However, pandemics are far from the only threat to supply chain dynamics. No-one can predict the future, but wars, political unrest and climate change all have the potential to disrupt supply chains across the globe. And it is not merely the threat to supply chain logistics that businesses need to consider when diversifying their vendor options.

Start-up businesses are often at the forefront of innovation and incorporating them into supply chains can deliver numerous benefits, offering new innovations, transformative business solutions, technological advancements, and new approaches to traditional product offerings. Moreover, supply chain diversity can encompass social responsibility into procurement, supporting smaller businesses or not for profit organisations to encourage greater socio-economic mobility and equality across communities.

Diversity and inclusion policies are becoming an increasingly important part of many organisations’ HR strategies. In recent years, the term ‘supplier diversity’ has become industry-speak for inclusive procurement, defined by the Chartered Institute of Procurement and Supply (CIPS) as ‘a proactive activity undertaken by contracting authorities to ensure that all relevant potential suppliers have the fair and equal opportunity to compete for new business opportunities. New, innovative suppliers can easily be missed if procurement restricts its sourcing efforts to its usual pool of providers.

Actively encouraging supply chain diversity can open businesses up to fresh ideas, more flexibility and even, in some cases, better customer service. Smaller upstarts are often keen to impress and know they must differentiate to compete against larger more established vendors. Without a diverse supply chain, businesses are limited; organisations deny themselves access to the best suppliers, the best products, and exciting innovations.
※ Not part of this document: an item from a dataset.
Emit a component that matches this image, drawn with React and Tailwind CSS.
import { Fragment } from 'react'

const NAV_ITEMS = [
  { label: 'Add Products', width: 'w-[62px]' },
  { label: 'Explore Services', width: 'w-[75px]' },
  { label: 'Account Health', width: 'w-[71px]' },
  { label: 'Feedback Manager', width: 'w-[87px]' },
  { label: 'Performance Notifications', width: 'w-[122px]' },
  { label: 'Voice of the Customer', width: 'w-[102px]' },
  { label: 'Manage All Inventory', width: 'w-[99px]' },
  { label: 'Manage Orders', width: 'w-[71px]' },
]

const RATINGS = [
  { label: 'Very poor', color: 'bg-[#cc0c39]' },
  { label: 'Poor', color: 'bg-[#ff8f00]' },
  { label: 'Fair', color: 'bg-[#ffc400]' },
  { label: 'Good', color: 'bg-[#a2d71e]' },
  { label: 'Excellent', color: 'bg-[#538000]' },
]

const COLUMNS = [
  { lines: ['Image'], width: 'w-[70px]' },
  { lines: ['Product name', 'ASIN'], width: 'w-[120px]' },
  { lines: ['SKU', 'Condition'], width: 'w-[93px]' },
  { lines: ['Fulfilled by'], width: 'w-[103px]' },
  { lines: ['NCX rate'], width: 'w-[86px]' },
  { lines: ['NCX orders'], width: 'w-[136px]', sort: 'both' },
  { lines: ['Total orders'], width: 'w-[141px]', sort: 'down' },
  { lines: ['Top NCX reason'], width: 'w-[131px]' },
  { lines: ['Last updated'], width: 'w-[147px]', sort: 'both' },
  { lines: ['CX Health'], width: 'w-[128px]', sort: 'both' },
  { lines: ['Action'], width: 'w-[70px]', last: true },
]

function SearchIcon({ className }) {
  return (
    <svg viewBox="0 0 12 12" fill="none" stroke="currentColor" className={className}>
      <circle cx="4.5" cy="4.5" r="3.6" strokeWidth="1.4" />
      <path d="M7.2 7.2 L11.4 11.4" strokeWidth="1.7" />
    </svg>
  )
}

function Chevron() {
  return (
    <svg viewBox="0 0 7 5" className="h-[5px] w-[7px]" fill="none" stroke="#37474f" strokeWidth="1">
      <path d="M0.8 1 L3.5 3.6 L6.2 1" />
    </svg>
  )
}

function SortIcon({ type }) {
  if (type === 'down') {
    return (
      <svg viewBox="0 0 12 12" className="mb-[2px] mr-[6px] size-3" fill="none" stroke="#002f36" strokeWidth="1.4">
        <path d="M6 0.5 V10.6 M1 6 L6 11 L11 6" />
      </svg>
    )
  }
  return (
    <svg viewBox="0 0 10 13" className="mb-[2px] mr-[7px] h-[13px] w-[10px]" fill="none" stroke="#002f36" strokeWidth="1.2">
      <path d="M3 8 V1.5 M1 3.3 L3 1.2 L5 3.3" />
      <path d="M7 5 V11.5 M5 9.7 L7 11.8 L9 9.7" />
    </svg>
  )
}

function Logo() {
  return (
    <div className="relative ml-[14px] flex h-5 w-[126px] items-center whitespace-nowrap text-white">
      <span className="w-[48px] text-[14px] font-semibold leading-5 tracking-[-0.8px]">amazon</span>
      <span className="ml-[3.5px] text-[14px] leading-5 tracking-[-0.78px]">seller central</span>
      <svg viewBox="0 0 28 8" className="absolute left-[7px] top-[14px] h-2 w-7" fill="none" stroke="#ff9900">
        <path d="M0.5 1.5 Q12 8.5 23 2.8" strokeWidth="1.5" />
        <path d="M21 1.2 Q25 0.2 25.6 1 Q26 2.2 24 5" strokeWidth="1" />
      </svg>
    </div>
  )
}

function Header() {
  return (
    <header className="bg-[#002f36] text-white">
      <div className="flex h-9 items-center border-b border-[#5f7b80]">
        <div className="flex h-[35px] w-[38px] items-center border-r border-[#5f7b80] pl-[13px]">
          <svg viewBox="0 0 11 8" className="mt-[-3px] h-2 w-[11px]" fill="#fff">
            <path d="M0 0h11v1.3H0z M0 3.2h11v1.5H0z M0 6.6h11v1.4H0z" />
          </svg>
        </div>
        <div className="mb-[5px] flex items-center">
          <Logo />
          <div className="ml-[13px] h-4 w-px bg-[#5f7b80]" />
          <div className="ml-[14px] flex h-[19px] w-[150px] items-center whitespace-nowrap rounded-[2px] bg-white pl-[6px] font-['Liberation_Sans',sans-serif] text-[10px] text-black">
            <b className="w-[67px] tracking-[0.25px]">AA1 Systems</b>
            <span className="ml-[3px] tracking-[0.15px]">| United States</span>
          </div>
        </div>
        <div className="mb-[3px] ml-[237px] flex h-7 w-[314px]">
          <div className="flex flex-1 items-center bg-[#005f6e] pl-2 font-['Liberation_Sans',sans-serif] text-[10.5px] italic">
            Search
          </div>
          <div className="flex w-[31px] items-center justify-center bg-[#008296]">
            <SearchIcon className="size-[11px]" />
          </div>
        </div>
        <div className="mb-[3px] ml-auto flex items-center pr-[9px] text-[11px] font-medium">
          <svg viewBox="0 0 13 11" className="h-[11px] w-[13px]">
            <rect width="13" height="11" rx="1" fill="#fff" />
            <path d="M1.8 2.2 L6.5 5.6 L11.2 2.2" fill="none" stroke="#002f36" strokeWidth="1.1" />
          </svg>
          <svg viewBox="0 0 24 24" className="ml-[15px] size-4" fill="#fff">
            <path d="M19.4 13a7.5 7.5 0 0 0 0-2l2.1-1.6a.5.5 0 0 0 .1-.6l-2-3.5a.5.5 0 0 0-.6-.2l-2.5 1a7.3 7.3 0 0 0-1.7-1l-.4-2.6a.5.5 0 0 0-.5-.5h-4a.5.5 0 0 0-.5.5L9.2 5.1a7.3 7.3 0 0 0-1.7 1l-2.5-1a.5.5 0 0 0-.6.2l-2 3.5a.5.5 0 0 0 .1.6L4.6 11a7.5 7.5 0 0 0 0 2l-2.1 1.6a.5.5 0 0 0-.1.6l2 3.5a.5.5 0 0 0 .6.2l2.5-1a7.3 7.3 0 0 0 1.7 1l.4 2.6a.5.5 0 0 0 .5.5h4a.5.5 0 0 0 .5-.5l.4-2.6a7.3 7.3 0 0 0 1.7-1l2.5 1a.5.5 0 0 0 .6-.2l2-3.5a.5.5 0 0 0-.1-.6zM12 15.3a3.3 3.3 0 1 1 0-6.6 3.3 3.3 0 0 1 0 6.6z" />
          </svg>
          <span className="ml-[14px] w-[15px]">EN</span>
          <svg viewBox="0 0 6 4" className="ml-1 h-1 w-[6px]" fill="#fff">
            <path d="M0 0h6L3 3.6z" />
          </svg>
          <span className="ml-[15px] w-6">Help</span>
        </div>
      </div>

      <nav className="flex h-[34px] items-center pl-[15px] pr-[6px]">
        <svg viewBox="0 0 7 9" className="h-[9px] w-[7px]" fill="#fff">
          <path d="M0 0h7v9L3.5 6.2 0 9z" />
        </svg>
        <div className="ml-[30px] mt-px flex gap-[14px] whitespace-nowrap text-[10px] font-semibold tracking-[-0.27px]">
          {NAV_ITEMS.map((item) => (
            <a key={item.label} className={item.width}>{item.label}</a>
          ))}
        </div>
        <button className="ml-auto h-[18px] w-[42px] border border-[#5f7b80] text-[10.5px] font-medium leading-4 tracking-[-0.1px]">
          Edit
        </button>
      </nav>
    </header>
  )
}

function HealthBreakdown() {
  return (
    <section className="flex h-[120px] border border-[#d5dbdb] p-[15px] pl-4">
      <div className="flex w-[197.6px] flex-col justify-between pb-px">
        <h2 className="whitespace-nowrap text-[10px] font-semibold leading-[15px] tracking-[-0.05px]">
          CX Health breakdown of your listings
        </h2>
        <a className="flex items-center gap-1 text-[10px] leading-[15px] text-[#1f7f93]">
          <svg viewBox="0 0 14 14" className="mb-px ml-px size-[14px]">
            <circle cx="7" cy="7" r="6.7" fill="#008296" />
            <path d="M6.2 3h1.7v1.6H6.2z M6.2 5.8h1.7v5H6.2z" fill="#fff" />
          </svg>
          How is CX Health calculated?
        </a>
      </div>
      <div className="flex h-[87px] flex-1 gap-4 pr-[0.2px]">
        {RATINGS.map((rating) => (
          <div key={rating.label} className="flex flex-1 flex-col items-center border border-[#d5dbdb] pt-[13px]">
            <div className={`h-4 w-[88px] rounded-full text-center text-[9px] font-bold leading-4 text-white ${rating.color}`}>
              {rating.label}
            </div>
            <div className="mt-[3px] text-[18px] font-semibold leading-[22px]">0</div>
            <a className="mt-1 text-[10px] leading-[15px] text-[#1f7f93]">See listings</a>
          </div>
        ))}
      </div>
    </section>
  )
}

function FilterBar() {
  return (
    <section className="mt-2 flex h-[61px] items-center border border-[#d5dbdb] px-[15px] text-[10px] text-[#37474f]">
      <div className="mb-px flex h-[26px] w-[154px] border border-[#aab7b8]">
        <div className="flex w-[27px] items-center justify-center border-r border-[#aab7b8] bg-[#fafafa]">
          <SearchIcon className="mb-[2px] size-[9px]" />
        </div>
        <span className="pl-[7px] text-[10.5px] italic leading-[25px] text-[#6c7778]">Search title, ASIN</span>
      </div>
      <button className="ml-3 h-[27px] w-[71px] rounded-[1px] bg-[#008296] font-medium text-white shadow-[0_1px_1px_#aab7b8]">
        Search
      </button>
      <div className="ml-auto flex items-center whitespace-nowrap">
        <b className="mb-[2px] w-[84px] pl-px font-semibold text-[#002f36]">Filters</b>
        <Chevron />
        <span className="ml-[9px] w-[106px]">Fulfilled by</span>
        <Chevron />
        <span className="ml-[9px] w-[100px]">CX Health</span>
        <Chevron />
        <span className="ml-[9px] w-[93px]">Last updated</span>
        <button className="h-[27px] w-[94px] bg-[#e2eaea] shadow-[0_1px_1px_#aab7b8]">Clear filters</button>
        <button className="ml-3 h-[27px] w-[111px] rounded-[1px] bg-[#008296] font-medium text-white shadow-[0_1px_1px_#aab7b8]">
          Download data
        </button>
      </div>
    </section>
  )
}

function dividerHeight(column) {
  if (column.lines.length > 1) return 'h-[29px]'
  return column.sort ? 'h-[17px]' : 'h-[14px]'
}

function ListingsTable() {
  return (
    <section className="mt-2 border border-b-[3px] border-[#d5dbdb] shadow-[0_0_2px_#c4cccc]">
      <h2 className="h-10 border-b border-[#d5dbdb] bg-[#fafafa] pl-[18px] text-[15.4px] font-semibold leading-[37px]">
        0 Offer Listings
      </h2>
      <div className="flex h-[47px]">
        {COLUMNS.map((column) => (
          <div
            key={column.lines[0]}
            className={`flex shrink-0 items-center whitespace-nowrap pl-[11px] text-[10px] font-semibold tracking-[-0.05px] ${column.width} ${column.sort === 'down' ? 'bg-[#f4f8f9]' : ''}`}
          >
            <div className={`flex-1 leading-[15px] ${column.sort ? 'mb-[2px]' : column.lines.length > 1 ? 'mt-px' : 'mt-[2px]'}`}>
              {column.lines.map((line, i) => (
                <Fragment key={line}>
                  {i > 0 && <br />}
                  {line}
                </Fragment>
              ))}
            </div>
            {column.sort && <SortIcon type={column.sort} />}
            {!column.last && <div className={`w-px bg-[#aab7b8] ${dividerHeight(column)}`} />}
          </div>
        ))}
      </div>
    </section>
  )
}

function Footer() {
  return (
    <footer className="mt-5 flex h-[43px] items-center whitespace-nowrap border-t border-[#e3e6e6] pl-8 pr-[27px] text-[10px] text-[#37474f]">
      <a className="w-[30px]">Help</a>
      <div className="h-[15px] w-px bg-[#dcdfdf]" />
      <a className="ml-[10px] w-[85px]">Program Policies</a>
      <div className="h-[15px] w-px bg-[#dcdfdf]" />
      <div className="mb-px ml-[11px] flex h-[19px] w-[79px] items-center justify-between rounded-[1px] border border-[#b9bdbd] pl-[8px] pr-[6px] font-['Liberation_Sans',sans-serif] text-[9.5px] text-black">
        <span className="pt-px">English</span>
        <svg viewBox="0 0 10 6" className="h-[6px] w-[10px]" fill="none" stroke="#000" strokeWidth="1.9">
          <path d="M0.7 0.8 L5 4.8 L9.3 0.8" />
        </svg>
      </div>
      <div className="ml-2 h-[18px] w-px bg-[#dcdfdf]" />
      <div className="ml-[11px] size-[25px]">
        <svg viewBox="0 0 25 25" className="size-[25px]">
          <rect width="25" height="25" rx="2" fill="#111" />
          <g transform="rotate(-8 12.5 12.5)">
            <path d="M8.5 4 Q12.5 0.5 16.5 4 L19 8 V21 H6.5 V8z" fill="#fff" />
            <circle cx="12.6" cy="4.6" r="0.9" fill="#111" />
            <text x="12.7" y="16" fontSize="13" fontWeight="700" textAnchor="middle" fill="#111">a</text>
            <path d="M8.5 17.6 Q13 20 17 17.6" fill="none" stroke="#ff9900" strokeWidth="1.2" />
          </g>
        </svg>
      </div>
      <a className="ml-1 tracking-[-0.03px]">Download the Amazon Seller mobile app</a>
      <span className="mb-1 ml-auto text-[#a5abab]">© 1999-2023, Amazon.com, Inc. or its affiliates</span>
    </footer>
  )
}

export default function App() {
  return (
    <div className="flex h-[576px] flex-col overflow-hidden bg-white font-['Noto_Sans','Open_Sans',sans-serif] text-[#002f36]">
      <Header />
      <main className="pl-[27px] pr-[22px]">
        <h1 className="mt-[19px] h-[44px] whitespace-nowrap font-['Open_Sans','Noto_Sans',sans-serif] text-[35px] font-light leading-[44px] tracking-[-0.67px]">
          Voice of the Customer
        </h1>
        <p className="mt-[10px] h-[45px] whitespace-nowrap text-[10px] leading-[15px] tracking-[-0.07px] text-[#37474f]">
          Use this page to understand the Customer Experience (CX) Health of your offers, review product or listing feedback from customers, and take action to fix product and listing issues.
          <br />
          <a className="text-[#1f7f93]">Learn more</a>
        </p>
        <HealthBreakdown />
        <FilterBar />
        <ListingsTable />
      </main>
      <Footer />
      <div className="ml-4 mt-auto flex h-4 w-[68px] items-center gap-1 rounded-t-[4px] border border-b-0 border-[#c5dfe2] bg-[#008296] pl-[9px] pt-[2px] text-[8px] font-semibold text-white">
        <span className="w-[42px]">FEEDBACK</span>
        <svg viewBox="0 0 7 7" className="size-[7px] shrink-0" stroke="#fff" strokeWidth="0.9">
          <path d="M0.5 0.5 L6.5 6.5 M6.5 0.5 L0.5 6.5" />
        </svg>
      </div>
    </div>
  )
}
Furthermore, as consumers and the business community demand CSR from the organisations they buy from, partner with or supply to, inclusive procurement can help demonstrate a proactive commitment in support of this fairer and more sustainable business landscape.
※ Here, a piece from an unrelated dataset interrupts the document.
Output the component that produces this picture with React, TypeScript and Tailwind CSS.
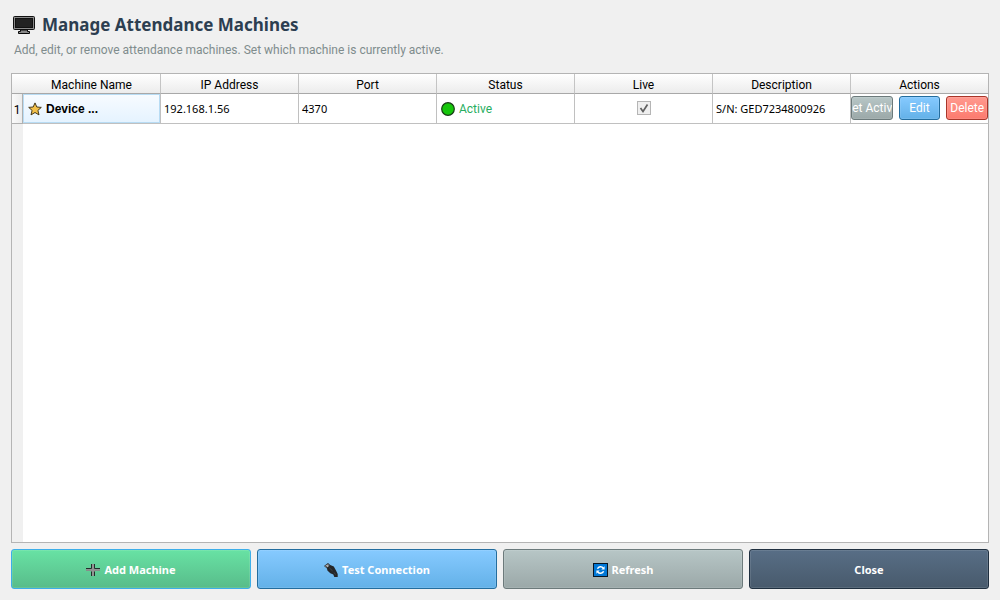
import { ReactNode } from "react";
import clsx from "clsx";

type Machine = {
  id: number;
  name: string;
  ip: string;
  port: number;
  active: boolean;
  live: boolean;
  description: string;
};

const machines: Machine[] = [
  {
    id: 1,
    name: "Device ...",
    ip: "192.168.1.56",
    port: 4370,
    active: true,
    live: true,
    description: "S/N: GED7234800926",
  },
];

const columns = ["Machine Name", "IP Address", "Port", "Status", "Live", "Description", "Actions"];

const tones = {
  green: "border-[#3daee9] from-[#68e2a4] to-[#58bc8a]",
  blue: "border-[#236d9e] from-[#86caff] to-[#63b1e8]",
  gray: "border-[#6c7a7b] from-[#b7c6c6] to-[#9ba8a8]",
  red: "border-[#a93529] from-[#ff998f] to-[#fc7a6e]",
  dark: "border-[#1f2f3f] from-[#586e86] to-[#485a6c]",
};

type Tone = keyof typeof tones;

const MonitorIcon = () => (
  <svg className="w-[22px] h-[18px] shrink-0" viewBox="0 0 22 18" aria-hidden="true">
    <rect x="0.5" y="0.5" width="21" height="13" rx="1" fill="#8b8b8b" stroke="#111" />
    <rect x="2.5" y="2.5" width="17" height="9" fill="#222" stroke="#111" />
    <path d="M7.500 14h7v1.500h2v2h-11v-2h2z" fill="#888" stroke="#090909" />
  </svg>
);

const StarIcon = () => (
  <svg className="w-[14px] h-[14px] shrink-0" viewBox="0 0 14 14" aria-hidden="true">
    <path
      d="M7 .9 8.8 5l4.5.4-3.4 3 1.1 4.5L7 10.5l-4 2.4 1.1-4.5-3.4-3L5.2 5z"
      fill="#f2c14b"
      stroke="#45391b"
      strokeLinejoin="round"
    />
  </svg>
);

const ActiveDot = () => (
  <svg className="w-[14px] h-[14px] shrink-0" viewBox="0 0 14 14" aria-hidden="true">
    <circle cx="7" cy="7" r="6.3" fill="#16c60c" stroke="#163c14" strokeWidth="1.2" />
  </svg>
);

const PlusIcon = () => (
  <svg className="w-[14px] h-[14px] shrink-0" viewBox="0 0 14 14" aria-hidden="true">
    <path d="M5 1h4v4h5v3H9v5H5V8H0V5h5z" fill="#929292" />
    <path d="M5.5 1v4.5H0M8.5 1v4.5H14M5.5 13V8.5M8.5 13V8.5" fill="none" stroke="#20302a" />
    <path d="M0 7.5h5M9 7.5h5" stroke="#868e8a" />
  </svg>
);

const PlugIcon = () => (
  <svg className="w-[14px] h-[14px] shrink-0" viewBox="0 0 14 14" aria-hidden="true">
    <path d="M0 3 4 0l2.2 2 3.6 1.600 2.200 4 1.700 3.400V14h-3.400l-1-2.600-3-1.100L3.400 7.500 3 5.500z" fill="#242628" />
    <path d="m1 3 3-2 1.4 1.8-2.5 1.8z" fill="#b9bec2" />
    <path d="m2 2.8.6.8M3.7 1.7l.6.8" stroke="#222" />
    <path d="m5.3 4.8 3.2 3M10 9.5l1.5 2" stroke="#55595c" strokeWidth=".6" />
  </svg>
);

const RefreshIcon = () => (
  <svg className="w-[15px] h-[14px] shrink-0" viewBox="0 0 15 14" aria-hidden="true">
    <rect x="0.5" y="0.5" width="14" height="13" fill="#0078d7" stroke="#071523" />
    <path d="M4.5 5.7C5.5 3.3 8.7 3 10.2 5M10.6 8.3C9.6 10.7 6.3 11 4.8 9" fill="none" stroke="#fff" strokeWidth="1.5" />
    <path d="M11.6 3.2v3.3H8.3zM3.4 10.8V7.5h3.3z" fill="#fff" />
  </svg>
);

const BarButton = ({ tone, icon, children }: { tone: Tone; icon?: ReactNode; children: ReactNode }) => (
  <button
    type="button"
    className={clsx(
      "flex flex-1 h-10 items-center justify-center gap-1 rounded-[3px] border bg-linear-to-b inset-ring inset-ring-white/10 pt-0.5 font-['Noto_Sans',sans-serif] text-[11px] font-bold text-white",
      tones[tone]
    )}
  >
    {icon}
    <span>{children}</span>
  </button>
);

const RowButton = ({ tone, children }: { tone: Tone; children: ReactNode }) => (
  <button
    type="button"
    className={clsx(
      "flex flex-1 min-w-0 h-6 items-center justify-center overflow-hidden whitespace-nowrap rounded-[3px] border bg-linear-to-b inset-ring inset-ring-white/10 text-[12px] text-white",
      tones[tone]
    )}
  >
    <span>{children}</span>
  </button>
);

const cell = "border-r border-b border-[#c0c0c0] p-0 px-[3px]";
const dataText = "font-['Noto_Sans',sans-serif] text-[11px]";

const MachineRow = ({ machine }: { machine: Machine }) => (
  <tr className="h-[30px]">
    <th scope="row" className="border-r border-b border-[#b0b0b0] bg-linear-to-r from-[#fafafa] to-[#ececec] p-0 pt-0.5 font-normal">
      {machine.id}
    </th>
    <td className="h-[30px] border-r border-b border-[#c0c0c0] p-0">
      <div className="flex h-[29px] items-center gap-1 border border-[#b8dcf4] bg-linear-to-b from-[#f7fbff] to-[#e5f3ff] pl-1 font-['Liberation_Sans',sans-serif] font-bold">
        <StarIcon />
        {machine.name}
      </div>
    </td>
    <td className={clsx(cell, dataText)}>{machine.ip}</td>
    <td className={clsx(cell, dataText)}>{machine.port}</td>
    <td className={cell}>
      <div className="flex items-center gap-1 pl-px text-[#27ae60]">
        <ActiveDot />
        {machine.active ? "Active" : "Inactive"}
      </div>
    </td>
    <td className="border-r border-b border-[#c0c0c0] p-0 pb-0.5">
      <label className="relative mx-auto flex w-[14px] h-[14px]">
        <input
          type="checkbox"
          aria-label="Live"
          defaultChecked={machine.live}
          className="peer w-[14px] h-[14px] appearance-none border border-[#b5b5b5] bg-[#efefef]"
        />
        <svg className="pointer-events-none absolute inset-0 hidden peer-checked:block" viewBox="0 0 14 14" aria-hidden="true">
          <path d="M3.5 7 6 10.5l4.5-7" fill="none" stroke="#606060" strokeWidth="1.7" />
        </svg>
      </label>
    </td>
    <td className={clsx(cell, dataText)}>{machine.description}</td>
    <td className="border-r border-b border-r-[#b4b4b4] border-b-[#c0c0c0] p-0 pb-0.5">
      <div className="flex items-center gap-1.5">
        <RowButton tone="gray">Set Active</RowButton>
        <RowButton tone="blue">Edit</RowButton>
        <RowButton tone="red">Delete</RowButton>
      </div>
    </td>
  </tr>
);

export default function App() {
  return (
    <main className="flex min-h-screen flex-col bg-[#f0f0f0] p-[11px] font-['Roboto',sans-serif] text-[12px] leading-4 text-black">
      <header>
        <h1 className="flex h-7 items-center gap-[7px] pl-0.5 font-['Noto_Sans',sans-serif] text-[17px] font-bold text-[#2c3e50]">
          <MonitorIcon />
          Manage Attendance Machines
        </h1>
        <p className="mt-[3px] pl-[3px] text-[#7f8c8d]">
          Add, edit, or remove attendance machines. Set which machine is currently active.
        </p>
      </header>

      <section className="mt-[15px] flex flex-1 flex-col border border-[#b4b4b4] bg-white">
        {/* one pixel wider, so the last column's border lies on the frame */}
        <table className="w-[calc(100%+1px)] table-fixed border-separate border-spacing-0">
          <thead>
            <tr className="h-5 bg-linear-to-b from-white to-[#ebebeb]">
              <td className="w-[11px] border-b border-[#a8a8a8] p-0" />
              {columns.map((column) => (
                <th
                  key={column}
                  scope="col"
                  className="border-r border-b border-r-[#c4c4c4] border-b-[#a8a8a8] p-0 pt-0.5 font-normal last:border-r-[#b4b4b4]"
                >
                  {column}
                </th>
              ))}
            </tr>
          </thead>
          <tbody>
            {machines.map((machine) => (
              <MachineRow key={machine.id} machine={machine} />
            ))}
          </tbody>
        </table>
        <div className="w-[11px] flex-1 bg-[#f0f0f0]" />
      </section>

      <footer className="mt-1.5 flex gap-1.5">
        <BarButton tone="green" icon={<PlusIcon />}>Add Machine</BarButton>
        <BarButton tone="blue" icon={<PlugIcon />}>Test Connection</BarButton>
        <BarButton tone="gray" icon={<RefreshIcon />}>Refresh</BarButton>
        <BarButton tone="dark">Close</BarButton>
      </footer>
    </main>
  );
}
Building a more diverse supply chain doesn’t need to mean to starting from scratch. Here are our seven top tips for building a more diverse supplier base:

    1. Review and monitor all vendor agreements – does one particular supplier dominate in a specific category? If so, look to widen your options.
    2. Do your current agreements allow for increased capacity if there’s a short-term increase in demand? If not, how can you boost your options?
    3. Electronic sourcing tools help simplify and speed up the tender process making it easier for suppliers to respond and for procurement collect and manage responses from a wider pool of potential new vendors.
    4. Ask appropriate questions to uncover diversity and find out what the supplier can do to add value to your business.
    5. Review your current compliance requirements to check they aren’t putting unnecessary barriers in the way of attracting new suppliers.
    6. Consider offering extra support (such as pre-tender workshops) to new potential partners who may not be familiar with formal tendering processes and corporate contract arrangements.
    7. Choose automated tools that offer detailed reporting so it’s easy to get the data you need to make diversity-focused decisions.

Post-pandemic, businesses across the globe, and throughout a variety of industries, continue to battle with delays and disruptions to supply chains. Facing challenges such as the HGV driver shortage, Brexit and the blockage of the Suez Canal has brought attention to the dynamics of procurement and their supply base from consumers, business communities and the media. With all eyes on supply chains, it is now vital to diversify and challenge normative procurement practices.